Inside, you can have a chat with one of their lovely team about the current situation of the pier and discover some of the histories too!
You’ll also find some old pictures of Birnbeck Pier in its heyday which are sold as postcards amongst other things.
They are sold for charity and all the proceeds go towards the campaign to bring back Birnbeck!
Enjoy the colourful street art!
The thing that really caught my eye whilst in the area was all the colourful street art that’s around here.
I thought it was a great addition to the area and really brought some life to the place.
I particularly enjoyed the rainbow angel wings, they are a great chance for a photo so have your camera ready!

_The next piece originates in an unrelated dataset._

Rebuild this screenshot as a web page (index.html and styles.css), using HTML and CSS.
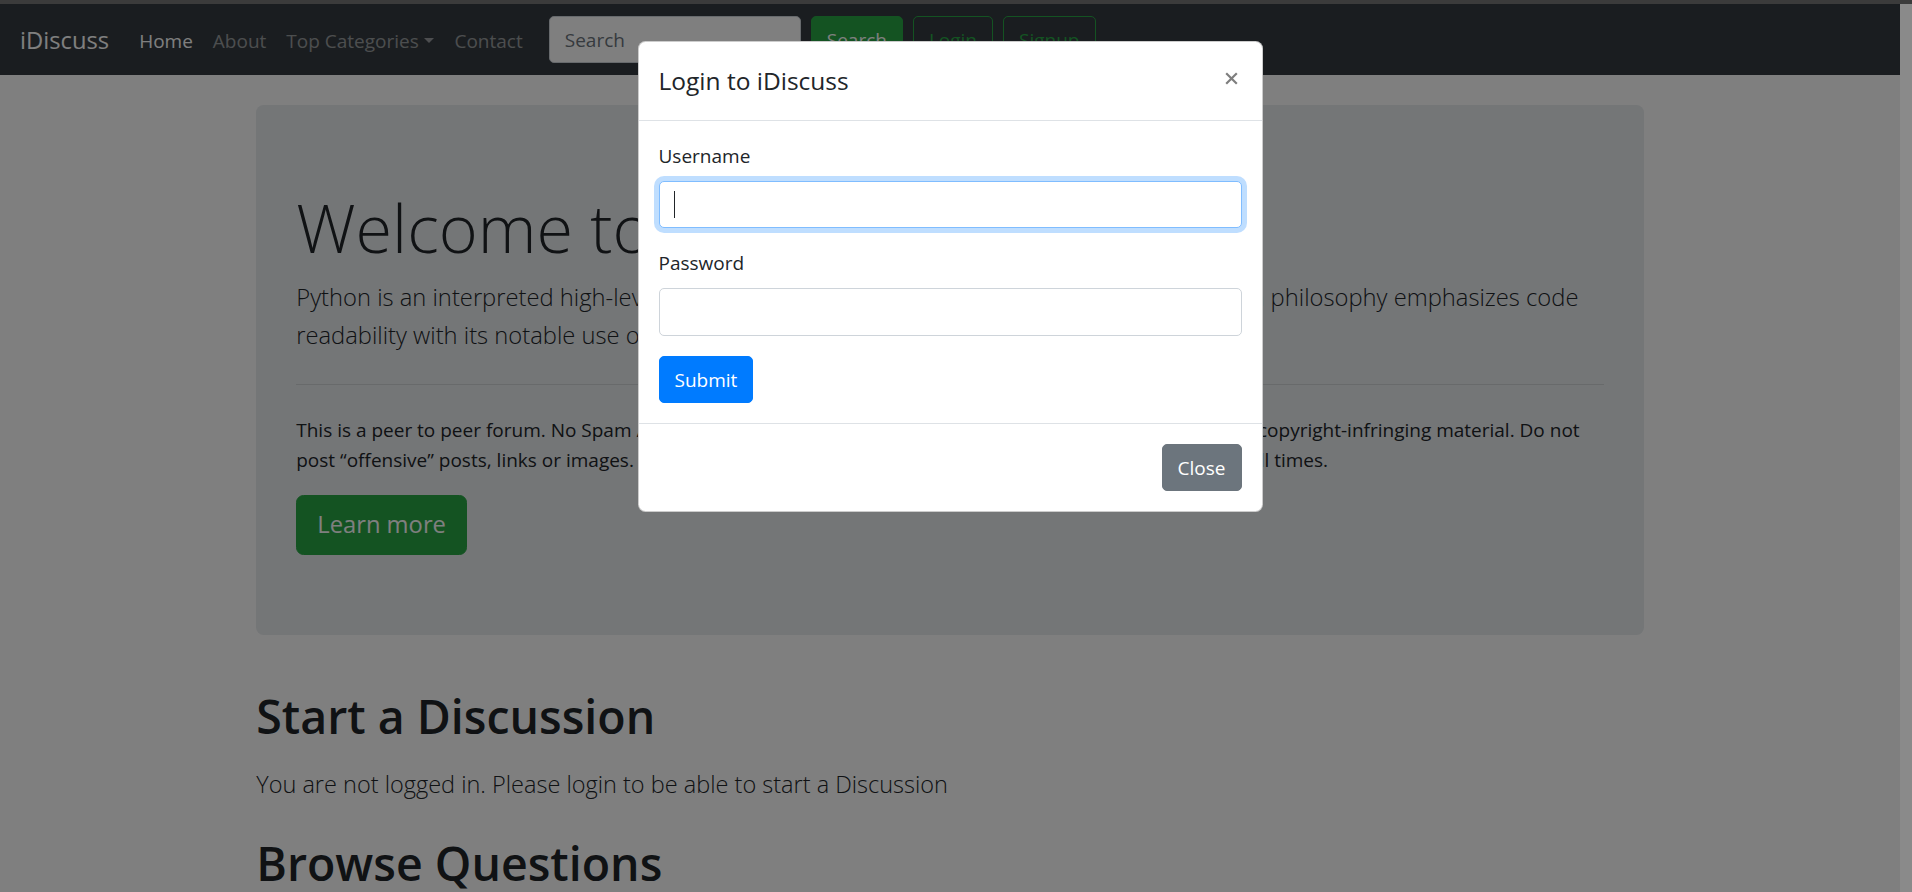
FILE: index.html
```html
<!DOCTYPE html>
<html lang="en">
<head>
<meta charset="utf-8">
<title>iDiscuss - Coding Forums</title>
<link rel="stylesheet" href="styles.css">
</head>
<body>
<div class="window-edge"></div>
<div class="viewport">
  <div class="page">
    <nav class="navbar">
      <a class="brand" href="#">iDiscuss</a>
      <ul class="nav">
        <li><a class="nav-link active" href="#">Home</a></li>
        <li><a class="nav-link" href="#">About</a></li>
        <li><a class="nav-link dropdown-toggle" href="#">Top Categories</a></li>
        <li><a class="nav-link" href="#">Contact</a></li>
      </ul>
      <form class="search-form">
        <input class="form-control search-input" type="search" placeholder="Search">
        <button class="btn btn-success" type="button">Search</button>
      </form>
      <div class="auth">
        <button class="btn btn-outline-success" type="button">Login</button>
        <button class="btn btn-outline-success" type="button">Signup</button>
      </div>
    </nav>

    <main class="container">
      <section class="jumbotron">
        <h1 class="display-4">Welcome to iDiscuss Forums</h1>
        <p class="lead">Python is an interpreted high-level general-purpose programming language. Its core design philosophy emphasizes code readability with its notable use of significant indentation.</p>
        <hr>
        <p class="rules">This is a peer to peer forum. No Spam / Advertising / Self-promotion in the forum is not allowed. Do not post copyright-infringing material. Do not post “offensive” posts, links or images. Do not cross post questions. Remain respectful of other members at all times.</p>
        <div class="jumbo-actions">
          <a class="btn btn-success btn-lg" href="#">Learn more</a>
        </div>
      </section>

      <h1 class="section-title">Start a Discussion</h1>
      <p class="lead notice">You are not logged in. Please login to be able to start a Discussion</p>
      <h1 class="section-title">Browse Questions</h1>
    </main>

    <div class="backdrop"></div>

    <div class="modal">
      <div class="modal-dialog">
        <div class="modal-content">
          <div class="modal-header">
            <h5 class="modal-title">Login to iDiscuss</h5>
            <button type="button" class="close" aria-label="Close">
              <svg class="close-icon" viewBox="0 0 13 13" width="13" height="13" aria-hidden="true">
                <path d="M1.2 1.2 L11.8 11.8 M11.8 1.2 L1.2 11.8" stroke="currentColor" stroke-width="2.2" fill="none"/>
              </svg>
            </button>
          </div>
          <form class="modal-body">
            <div class="form-group">
              <label for="username">Username</label>
              <div class="input-wrap">
                <input type="text" class="form-control wide is-focused" id="username">
                <span class="text-caret"></span>
              </div>
            </div>
            <div class="form-group">
              <label for="password">Password</label>
              <input type="password" class="form-control wide" id="password">
            </div>
            <button type="button" class="btn btn-primary">Submit</button>
          </form>
          <div class="modal-footer">
            <button type="button" class="btn btn-secondary">Close</button>
          </div>
        </div>
      </div>
    </div>
  </div>
  <div class="scroll-strip"></div>
</div>
</body>
</html>
```

FILE: styles.css
```css
* { box-sizing: border-box; }

html, body {
  margin: 0;
  height: 100%;
  overflow: hidden;
}

body {
  font-family: "Open Sans", "Noto Sans", sans-serif;
  font-size: 19px;
  line-height: 30px;
  color: #212529;
  background: #3b3b3b;
}

.window-edge {
  height: 4px;
  background: #3b3b3b;
}

.viewport {
  display: flex;
  height: 888px;
}

.page {
  position: relative;
  flex: 1;
  background: #fff;
  overflow: hidden;
}

.scroll-strip {
  width: 12px;
  background: #8a8a8a;
}

/* Navbar */
.navbar {
  display: flex;
  align-items: center;
  height: 71px;
  padding: 10px 20px;
  background: #343a40;
}

.brand {
  font-size: 23.75px;
  line-height: 37.5px;
  padding: 7px 0 5px;
  margin-right: 20px;
  color: #fff;
  text-decoration: none;
}

.nav {
  display: flex;
  list-style: none;
  margin: 0;
  padding: 0;
}

.nav-link {
  display: block;
  padding: 11px 10px 9px;
  color: rgba(255, 255, 255, .5);
  text-decoration: none;
}

.nav-link.active { color: #fff; }

.dropdown-toggle::after {
  content: "";
  display: inline-block;
  margin-left: .3em;
  vertical-align: .255em;
  border-top: .3em solid;
  border-right: .3em solid transparent;
  border-left: .3em solid transparent;
  border-bottom: 0;
}

.search-form {
  display: flex;
  align-items: center;
  margin: 0 0 0 16px;
}

.form-control {
  display: block;
  height: 47.5px;
  padding: 8px 15px 7px;
  font-family: inherit;
  font-size: 19px;
  line-height: 30px;
  color: #495057;
  background: #fff;
  border: 1.25px solid #ced4da;
  border-radius: 5px;
  outline: none;
}

.form-control::placeholder { color: #6c757d; }

.search-input {
  width: 252px;
  margin-right: 10px;
}

.btn {
  display: inline-block;
  font-family: inherit;
  font-size: 19px;
  font-weight: 400;
  line-height: 30px;
  padding: 8px 15px 7px;
  border: 1.25px solid transparent;
  border-radius: 5px;
  text-align: center;
  text-decoration: none;
  cursor: pointer;
}

.btn-success {
  color: #fff;
  background: #28a745;
  border-color: #28a745;
}

.btn-outline-success {
  color: #28a745;
  background: transparent;
  border-color: #28a745;
}

.btn-primary {
  color: #fff;
  background: #007bff;
  border-color: #007bff;
}

.btn-secondary {
  color: #fff;
  background: #6c757d;
  border-color: #6c757d;
}

.auth {
  display: flex;
  gap: 10px;
  margin-left: 10px;
}

/* Content */
.container {
  width: 1425px;
  margin: 0 auto;
  padding: 30px 18.75px 0;
}

.jumbotron {
  background: #e9ecef;
  border-radius: 7.5px;
  padding: 80px 40px;
  margin-bottom: 51px;
}

.display-4 {
  font-size: 66.5px;
  font-weight: 300;
  line-height: 84px;
  margin: 0 0 10px;
}

.lead {
  font-size: 23.75px;
  font-weight: 300;
  line-height: 37.5px;
  margin: 0 0 20px;
}

hr {
  margin: 30px 0;
  border: 0;
  border-top: 1.25px solid rgba(0, 0, 0, .1);
}

.rules { margin: 0 0 20px; }

.jumbo-actions { display: flex; }

.btn-lg {
  font-size: 23.75px;
  line-height: 37.5px;
  padding: 10px 20px;
  border-radius: 7.5px;
}

.section-title {
  font-size: 46.5px;
  font-weight: 600;
  line-height: 60px;
  margin: 0 0 20px;
}

.notice {
  font-size: 23.5px;
  margin: 0 0 30px;
}

/* Modal */
.backdrop {
  position: absolute;
  inset: 0;
  background: rgba(0, 0, 0, .5);
}

.modal {
  position: absolute;
  inset: 0;
  overflow: hidden;
}

.modal-dialog {
  width: 625px;
  margin: 37px auto 0;
}

.modal-content {
  display: flex;
  flex-direction: column;
  background: #fff;
  border: 1.25px solid rgba(0, 0, 0, .2);
  border-radius: 7.5px;
}

.modal-header {
  display: flex;
  align-items: flex-start;
  justify-content: space-between;
  padding: 20px;
  border-bottom: 1.25px solid #dee2e6;
}

.modal-title {
  margin: 0;
  font-size: 24.5px;
  font-weight: 500;
  line-height: 37.5px;
}

.close {
  display: block;
  padding: 30px 24px 0 20px;
  margin: -20px -20px -20px auto;
  background: transparent;
  border: 0;
  color: #000;
  opacity: .5;
  cursor: pointer;
}

.close-icon { display: block; }

.modal-body {
  margin: 0;
  padding: 20px;
}

.form-group { margin-bottom: 20px; }

label {
  display: inline-block;
  margin-bottom: 10px;
}

.form-control.wide { width: 100%; }

.is-focused {
  border-color: #80bdff;
  box-shadow: 0 0 0 5px rgba(0, 123, 255, .25);
}

.input-wrap { position: relative; }

.text-caret {
  position: absolute;
  left: 15px;
  top: 10px;
  width: 1px;
  height: 27px;
  background: #212529;
}

.modal-footer {
  display: flex;
  justify-content: flex-end;
  align-items: center;
  padding: 15px;
  border-top: 1.25px solid #dee2e6;
}

.modal-footer .btn { margin: 5px; }
```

The rainbow angel was set up by Chris Vickery to raise funds for more murals to be made around the Weston-super-Mare area. You can also find a Cheshire Cat by him behind the RNLI cafe. To donate to his GoFundMe fundraiser, click here.
Head down to the rocky beach below
If the tide is out, you can head below Birnbeck Pier to the rocky beach below on the cliffs.
Although it’s not very sandy, it’s a bit of a sun trap and so you’ll often find locals sunbathing on the huge rocks here!
As it’s far away from the main beach, it doesn’t see a fraction of the crowds and so it’s perfect if you wanted some peace and quiet.
Just be careful as you make your way down and check that the tide isn’t due to come in!
Visit the Prince’s Consort Gardens
Another one of Weston’s historic gems is the Prince’s Consort Gardens.
These used to be a popular attraction for tourists that overlooked Birnbeck Pier. They were first planted in the 1860s to remember Prince Albert.
Over the years, it fell into decline like the neighbouring pier. But, the Friend’s of the Prince’s Consort Garden have renovated parts of it!
Today, it is worth a quick pitstop as there are a few benches that look over Birnbeck Pier. On a sunny day, the park is perfect for a picnic.
You can also walk around the old pond that is full of wildlife and flora! In the springtime, there is plenty of wildflowers, bluebells, snakeshead fritillary and wild garlic to be seen.